Activities for Seniors | By Debbie Davison
This is a craft activity that seniors can enjoy as a way to celebrate Waitangi Day in New Zealand. The Korowai are regarded as Taonga (which means treasure). They are often used as ornaments on special occasions (especially on Waitangi day.)
Follow the instructions below to make facilitate making your own Korowai. 

Waitangi Day Craft Activity

Materials needed:

1.Feather template (provided below)

2.Brown paper (cloak backing)

3.Pencils/ markers/ crayons 

4.Scissors 

5.Stapler 

6.Glue

Instructions:

1. Cut the brown paper and shape it as a cape, stick a band at the top of approx. 5cm x 100cm (made from white cardboard/ paper ). The band can be designed by residents using colors like black, white, and red

2. Cut feathers from the template onto white cardboard or paper.

3. Write a word to describe the types of peoples in our community on each feather (like Honest, Responsible, Happy etc)

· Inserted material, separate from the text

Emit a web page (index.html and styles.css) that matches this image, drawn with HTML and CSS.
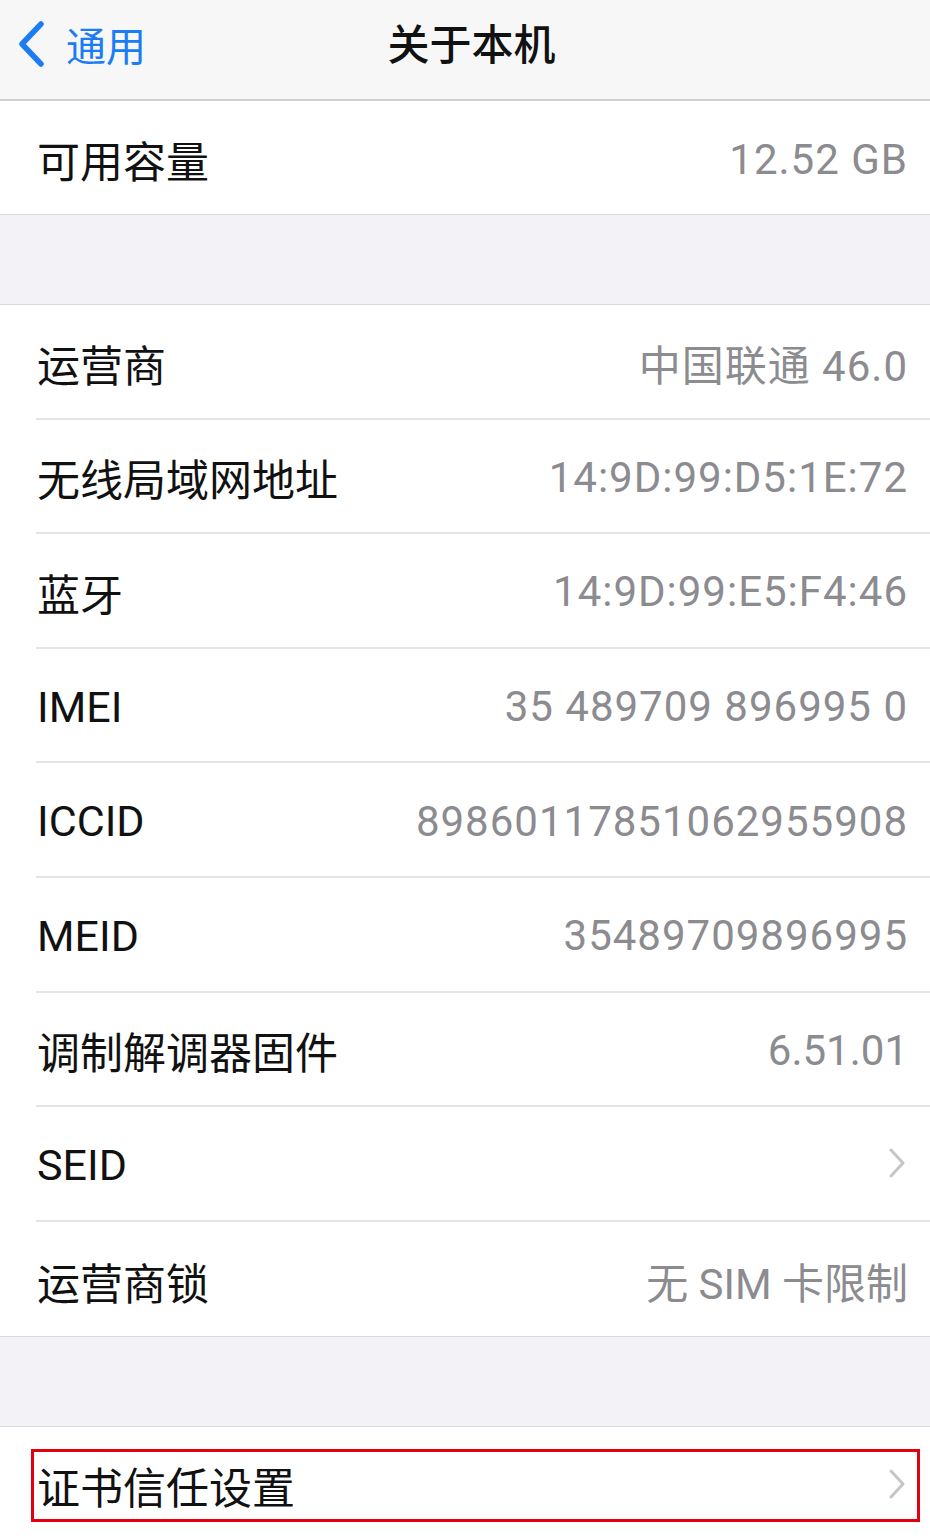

4. Also, have some feathers with Maori words on them.

5.  Distribute the feathers among residents to decorate and then attach them with brown paper with glue or stapler to make the Maori cloak.

This idea originally came from a New Zealand school. 

Maori Words That You Can Put on Cloak:

Haere mai (Welcome! Come!) 

Aotearoa (New Zealand, long white cloud)

Aroha (love) 

Karakia (prayer) 

Kaumatua (elder) 

Maunga (mountain) 

Tama (son, young man, youth) 
Tamāhine (daughter)

Tamariki (children)

Wai (water)

Waiata (song or chant)

Whānau (extended family)

Whenua (land, homeland)

The common designs used in these works include:

Nihotaniwha ( also known as dragon's teeth ), a large triangle

 Nihoniho ( also known as little teeth), a series of small triangles

 Waharua (also known as double mouth) a diamond-shaped outline

Kaokao (armpits), a motif shaped like a roman 'W' or 'M'.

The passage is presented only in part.